(REQUIREMENTS): Search the material below for the word "this" and copy every line in which it occurs.

(STORED DATA):
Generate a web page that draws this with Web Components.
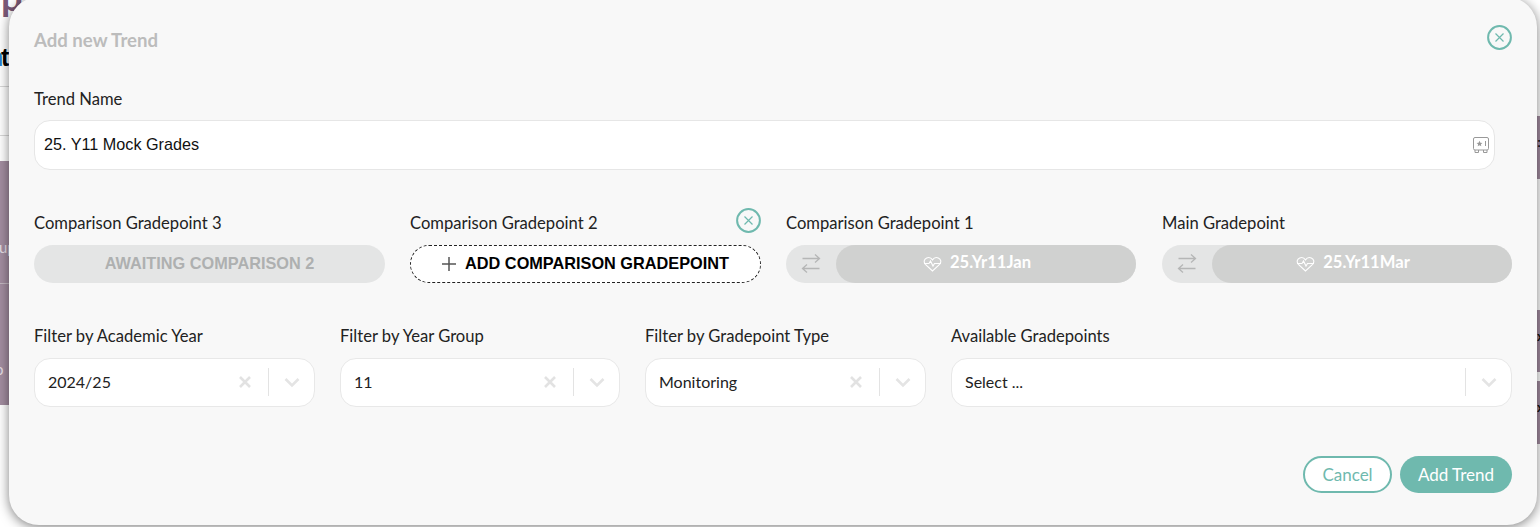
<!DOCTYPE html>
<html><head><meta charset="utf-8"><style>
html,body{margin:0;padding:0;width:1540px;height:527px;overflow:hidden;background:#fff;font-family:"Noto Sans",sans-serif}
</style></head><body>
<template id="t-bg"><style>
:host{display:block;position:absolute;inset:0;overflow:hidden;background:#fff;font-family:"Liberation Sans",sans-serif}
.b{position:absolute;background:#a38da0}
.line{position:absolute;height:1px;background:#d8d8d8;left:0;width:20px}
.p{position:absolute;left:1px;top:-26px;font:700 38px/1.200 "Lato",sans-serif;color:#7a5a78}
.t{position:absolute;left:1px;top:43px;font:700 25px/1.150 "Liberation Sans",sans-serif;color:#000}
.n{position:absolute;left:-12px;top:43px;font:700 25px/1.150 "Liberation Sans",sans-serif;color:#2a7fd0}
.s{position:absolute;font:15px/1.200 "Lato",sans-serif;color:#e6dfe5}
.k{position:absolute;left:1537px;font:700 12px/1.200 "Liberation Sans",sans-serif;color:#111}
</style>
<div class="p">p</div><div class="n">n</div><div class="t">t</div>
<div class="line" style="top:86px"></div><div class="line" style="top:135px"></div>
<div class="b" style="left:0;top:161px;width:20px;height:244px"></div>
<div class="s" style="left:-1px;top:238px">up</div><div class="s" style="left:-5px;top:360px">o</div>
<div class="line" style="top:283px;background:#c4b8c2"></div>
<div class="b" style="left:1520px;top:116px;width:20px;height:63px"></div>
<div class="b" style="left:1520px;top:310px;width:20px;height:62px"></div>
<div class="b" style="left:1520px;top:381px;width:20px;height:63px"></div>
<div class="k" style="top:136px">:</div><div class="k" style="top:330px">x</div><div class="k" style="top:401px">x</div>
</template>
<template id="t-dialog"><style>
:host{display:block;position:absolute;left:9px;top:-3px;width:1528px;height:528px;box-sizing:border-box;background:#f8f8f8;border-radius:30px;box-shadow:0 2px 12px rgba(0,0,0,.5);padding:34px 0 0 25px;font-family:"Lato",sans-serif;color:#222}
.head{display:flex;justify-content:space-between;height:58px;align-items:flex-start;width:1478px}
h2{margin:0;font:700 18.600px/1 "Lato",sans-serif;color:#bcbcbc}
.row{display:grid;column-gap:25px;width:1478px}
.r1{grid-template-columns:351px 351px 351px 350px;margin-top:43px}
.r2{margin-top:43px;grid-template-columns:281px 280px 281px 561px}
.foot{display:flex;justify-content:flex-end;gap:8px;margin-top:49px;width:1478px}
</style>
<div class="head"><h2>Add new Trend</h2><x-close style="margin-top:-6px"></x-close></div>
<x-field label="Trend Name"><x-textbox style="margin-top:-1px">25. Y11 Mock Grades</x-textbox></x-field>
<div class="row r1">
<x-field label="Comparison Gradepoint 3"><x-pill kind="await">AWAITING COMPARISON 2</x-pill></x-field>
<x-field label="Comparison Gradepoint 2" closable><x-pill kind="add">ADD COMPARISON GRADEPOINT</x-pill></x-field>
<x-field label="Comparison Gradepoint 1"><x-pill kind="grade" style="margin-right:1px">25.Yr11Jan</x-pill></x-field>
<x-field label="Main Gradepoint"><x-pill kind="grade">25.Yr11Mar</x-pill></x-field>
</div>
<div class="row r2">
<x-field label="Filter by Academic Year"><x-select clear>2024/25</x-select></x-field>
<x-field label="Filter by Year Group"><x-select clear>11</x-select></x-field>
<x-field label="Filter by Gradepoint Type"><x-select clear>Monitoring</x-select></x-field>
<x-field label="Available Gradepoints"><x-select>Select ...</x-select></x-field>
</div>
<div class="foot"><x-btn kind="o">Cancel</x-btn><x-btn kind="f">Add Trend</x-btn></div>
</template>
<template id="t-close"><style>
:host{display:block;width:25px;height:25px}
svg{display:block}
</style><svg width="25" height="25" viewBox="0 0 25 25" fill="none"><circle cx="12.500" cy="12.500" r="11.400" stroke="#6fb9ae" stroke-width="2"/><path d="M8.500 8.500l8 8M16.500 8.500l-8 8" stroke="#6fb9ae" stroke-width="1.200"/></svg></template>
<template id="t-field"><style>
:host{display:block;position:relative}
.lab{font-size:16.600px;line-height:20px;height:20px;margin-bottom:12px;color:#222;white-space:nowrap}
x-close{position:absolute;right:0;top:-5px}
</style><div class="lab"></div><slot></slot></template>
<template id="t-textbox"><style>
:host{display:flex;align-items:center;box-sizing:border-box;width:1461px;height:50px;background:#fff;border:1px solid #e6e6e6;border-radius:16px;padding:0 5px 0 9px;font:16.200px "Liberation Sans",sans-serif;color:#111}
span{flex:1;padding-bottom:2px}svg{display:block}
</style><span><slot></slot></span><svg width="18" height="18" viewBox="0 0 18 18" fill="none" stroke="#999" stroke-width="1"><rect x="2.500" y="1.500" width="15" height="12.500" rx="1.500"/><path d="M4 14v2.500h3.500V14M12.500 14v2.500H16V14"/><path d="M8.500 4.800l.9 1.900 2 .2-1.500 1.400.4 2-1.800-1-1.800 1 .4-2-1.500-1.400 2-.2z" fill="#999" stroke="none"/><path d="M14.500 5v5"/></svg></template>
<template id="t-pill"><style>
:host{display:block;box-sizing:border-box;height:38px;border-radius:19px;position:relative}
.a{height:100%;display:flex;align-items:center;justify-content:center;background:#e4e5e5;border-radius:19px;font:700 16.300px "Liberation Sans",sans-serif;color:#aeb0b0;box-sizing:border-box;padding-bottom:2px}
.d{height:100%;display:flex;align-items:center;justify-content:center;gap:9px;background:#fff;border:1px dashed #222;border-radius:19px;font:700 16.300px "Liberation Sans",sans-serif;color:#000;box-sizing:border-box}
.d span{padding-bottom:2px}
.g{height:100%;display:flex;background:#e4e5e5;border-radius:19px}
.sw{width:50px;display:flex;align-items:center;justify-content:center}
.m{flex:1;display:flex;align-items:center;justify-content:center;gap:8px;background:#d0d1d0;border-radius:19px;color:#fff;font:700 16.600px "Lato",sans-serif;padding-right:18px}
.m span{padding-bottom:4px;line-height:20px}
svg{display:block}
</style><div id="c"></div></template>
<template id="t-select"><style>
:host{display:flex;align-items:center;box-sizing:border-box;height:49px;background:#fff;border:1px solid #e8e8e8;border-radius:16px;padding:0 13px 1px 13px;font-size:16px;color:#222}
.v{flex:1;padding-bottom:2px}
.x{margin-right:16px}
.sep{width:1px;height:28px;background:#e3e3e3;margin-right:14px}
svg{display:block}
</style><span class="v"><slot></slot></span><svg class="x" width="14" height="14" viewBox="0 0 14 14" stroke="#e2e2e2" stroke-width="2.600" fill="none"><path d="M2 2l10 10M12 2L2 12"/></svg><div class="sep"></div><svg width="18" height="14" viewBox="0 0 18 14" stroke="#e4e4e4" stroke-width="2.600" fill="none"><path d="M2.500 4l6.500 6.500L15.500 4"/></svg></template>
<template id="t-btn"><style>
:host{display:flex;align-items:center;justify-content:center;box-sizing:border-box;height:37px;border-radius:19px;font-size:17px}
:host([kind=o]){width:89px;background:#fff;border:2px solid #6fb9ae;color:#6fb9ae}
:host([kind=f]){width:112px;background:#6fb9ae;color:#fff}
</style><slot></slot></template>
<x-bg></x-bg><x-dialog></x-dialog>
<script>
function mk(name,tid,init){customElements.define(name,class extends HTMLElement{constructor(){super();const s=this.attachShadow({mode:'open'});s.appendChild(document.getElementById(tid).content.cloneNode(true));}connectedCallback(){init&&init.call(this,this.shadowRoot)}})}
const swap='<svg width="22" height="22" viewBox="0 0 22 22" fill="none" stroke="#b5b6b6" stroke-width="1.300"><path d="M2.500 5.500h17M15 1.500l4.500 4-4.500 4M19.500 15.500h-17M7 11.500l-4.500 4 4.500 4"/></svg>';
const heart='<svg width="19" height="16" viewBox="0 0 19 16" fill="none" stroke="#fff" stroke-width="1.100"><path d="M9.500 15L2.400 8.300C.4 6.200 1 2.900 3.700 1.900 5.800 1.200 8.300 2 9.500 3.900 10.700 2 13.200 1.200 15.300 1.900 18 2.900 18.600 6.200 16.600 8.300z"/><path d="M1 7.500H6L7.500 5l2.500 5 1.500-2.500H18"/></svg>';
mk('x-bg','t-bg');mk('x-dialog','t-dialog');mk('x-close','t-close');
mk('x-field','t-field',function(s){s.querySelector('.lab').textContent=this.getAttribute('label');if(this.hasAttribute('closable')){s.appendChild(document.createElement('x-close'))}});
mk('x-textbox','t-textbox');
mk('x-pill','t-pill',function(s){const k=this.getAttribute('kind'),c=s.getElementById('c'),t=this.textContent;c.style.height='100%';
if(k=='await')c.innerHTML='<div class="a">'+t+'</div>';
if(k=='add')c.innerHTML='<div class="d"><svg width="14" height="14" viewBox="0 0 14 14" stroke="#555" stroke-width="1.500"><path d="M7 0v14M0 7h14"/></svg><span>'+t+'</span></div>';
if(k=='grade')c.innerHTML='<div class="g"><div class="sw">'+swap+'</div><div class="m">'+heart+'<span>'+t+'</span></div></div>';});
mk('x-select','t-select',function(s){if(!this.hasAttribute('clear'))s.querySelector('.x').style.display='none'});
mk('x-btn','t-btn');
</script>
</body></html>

(EXERCISE OUTPUT):
Generate a web page that draws this with Web Components.
function mk(name,tid,init){customElements.define(name,class extends HTMLElement{constructor(){super();const s=this.attachShadow({mode:'open'});s.appendChild(document.getElementById(tid).content.cloneNode(true));}connectedCallback(){init&&init.call(this,this.shadowRoot)}})}
mk('x-field','t-field',function(s){s.querySelector('.lab').textContent=this.getAttribute('label');if(this.hasAttribute('closable')){s.appendChild(document.createElement('x-close'))}});
mk('x-pill','t-pill',function(s){const k=this.getAttribute('kind'),c=s.getElementById('c'),t=this.textContent;c.style.height='100%';
mk('x-select','t-select',function(s){if(!this.hasAttribute('clear'))s.querySelector('.x').style.display='none'});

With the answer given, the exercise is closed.